**EXERCISE DIRECTIONS:**
Your copy of the material below should match it exactly, except that it holds no pictures.

**PROVIDED DATA:**
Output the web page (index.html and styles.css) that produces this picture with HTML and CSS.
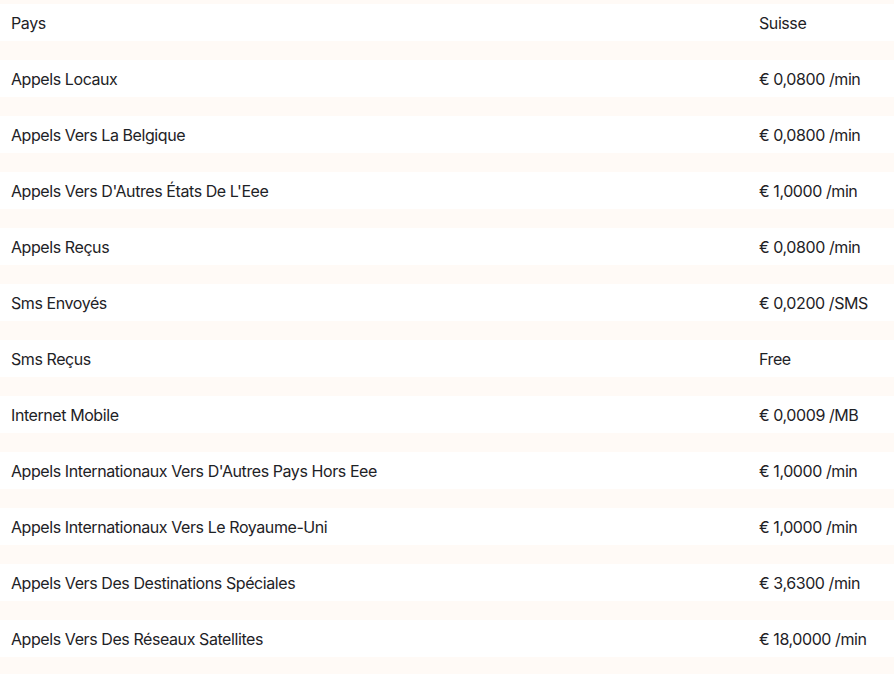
FILE: index.html
```html
<!DOCTYPE html>
<html lang="fr">
<head>
<meta charset="utf-8">
<title>Tarifs</title>
<link rel="stylesheet" href="styles.css">
</head>
<body>
<div class="rates">
  <div class="row"><div class="label">Pays</div><div class="value">Suisse</div></div>
  <div class="row"><div class="label">Appels Locaux</div><div class="value">€ 0,0800 /min</div></div>
  <div class="row"><div class="label">Appels Vers La Belgique</div><div class="value">€ 0,0800 /min</div></div>
  <div class="row"><div class="label">Appels Vers D'Autres États De L'Eee</div><div class="value">€ 1,0000 /min</div></div>
  <div class="row"><div class="label">Appels Reçus</div><div class="value">€ 0,0800 /min</div></div>
  <div class="row"><div class="label">Sms Envoyés</div><div class="value">€ 0,0200 /SMS</div></div>
  <div class="row"><div class="label">Sms Reçus</div><div class="value">Free</div></div>
  <div class="row"><div class="label">Internet Mobile</div><div class="value">€ 0,0009 /MB</div></div>
  <div class="row"><div class="label">Appels Internationaux Vers D'Autres Pays Hors Eee</div><div class="value">€ 1,0000 /min</div></div>
  <div class="row"><div class="label">Appels Internationaux Vers Le Royaume-Uni</div><div class="value">€ 1,0000 /min</div></div>
  <div class="row"><div class="label">Appels Vers Des Destinations Spéciales</div><div class="value">€ 3,6300 /min</div></div>
  <div class="row"><div class="label">Appels Vers Des Réseaux Satellites</div><div class="value">€ 18,0000 /min</div></div>
</div>
</body>
</html>
```
FILE: styles.css
```css
html, body {
  margin: 0;
  padding: 0;
  background: #fffaf6;
}
body {
  font-family: Inter, "Noto Sans", sans-serif;
  font-size: 16px;
  letter-spacing: -0.42px;
  color: #1e2226;
}
.rates {
  display: flex;
  flex-direction: column;
  gap: 19px;
  padding-top: 4px;
}
.row {
  display: grid;
  grid-template-columns: 748px 1fr;
  height: 37px;
  align-items: center;
  padding-left: 11px;
  background: #ffffff;
}
.label, .value {
  white-space: nowrap;
}
```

**TASK SOLUTION:**
Output the web page (index.html and styles.css) that produces this picture with HTML and CSS.
FILE: index.html
```html
<!DOCTYPE html>
<html lang="fr">
<head>
<meta charset="utf-8">
<title>Tarifs</title>
<link rel="stylesheet" href="styles.css">
</head>
<body>
<div class="rates">
  <div class="row"><div class="label">Pays</div><div class="value">Suisse</div></div>
  <div class="row"><div class="label">Appels Locaux</div><div class="value">€ 0,0800 /min</div></div>
  <div class="row"><div class="label">Appels Vers La Belgique</div><div class="value">€ 0,0800 /min</div></div>
  <div class="row"><div class="label">Appels Vers D'Autres États De L'Eee</div><div class="value">€ 1,0000 /min</div></div>
  <div class="row"><div class="label">Appels Reçus</div><div class="value">€ 0,0800 /min</div></div>
  <div class="row"><div class="label">Sms Envoyés</div><div class="value">€ 0,0200 /SMS</div></div>
  <div class="row"><div class="label">Sms Reçus</div><div class="value">Free</div></div>
  <div class="row"><div class="label">Internet Mobile</div><div class="value">€ 0,0009 /MB</div></div>
  <div class="row"><div class="label">Appels Internationaux Vers D'Autres Pays Hors Eee</div><div class="value">€ 1,0000 /min</div></div>
  <div class="row"><div class="label">Appels Internationaux Vers Le Royaume-Uni</div><div class="value">€ 1,0000 /min</div></div>
  <div class="row"><div class="label">Appels Vers Des Destinations Spéciales</div><div class="value">€ 3,6300 /min</div></div>
  <div class="row"><div class="label">Appels Vers Des Réseaux Satellites</div><div class="value">€ 18,0000 /min</div></div>
</div>
</body>
</html>
```
FILE: styles.css
```css
html, body {
  margin: 0;
  padding: 0;
  background: #fffaf6;
}
body {
  font-family: Inter, "Noto Sans", sans-serif;
  font-size: 16px;
  letter-spacing: -0.42px;
  color: #1e2226;
}
.rates {
  display: flex;
  flex-direction: column;
  gap: 19px;
  padding-top: 4px;
}
.row {
  display: grid;
  grid-template-columns: 748px 1fr;
  height: 37px;
  align-items: center;
  padding-left: 11px;
  background: #ffffff;
}
.label, .value {
  white-space: nowrap;
}
```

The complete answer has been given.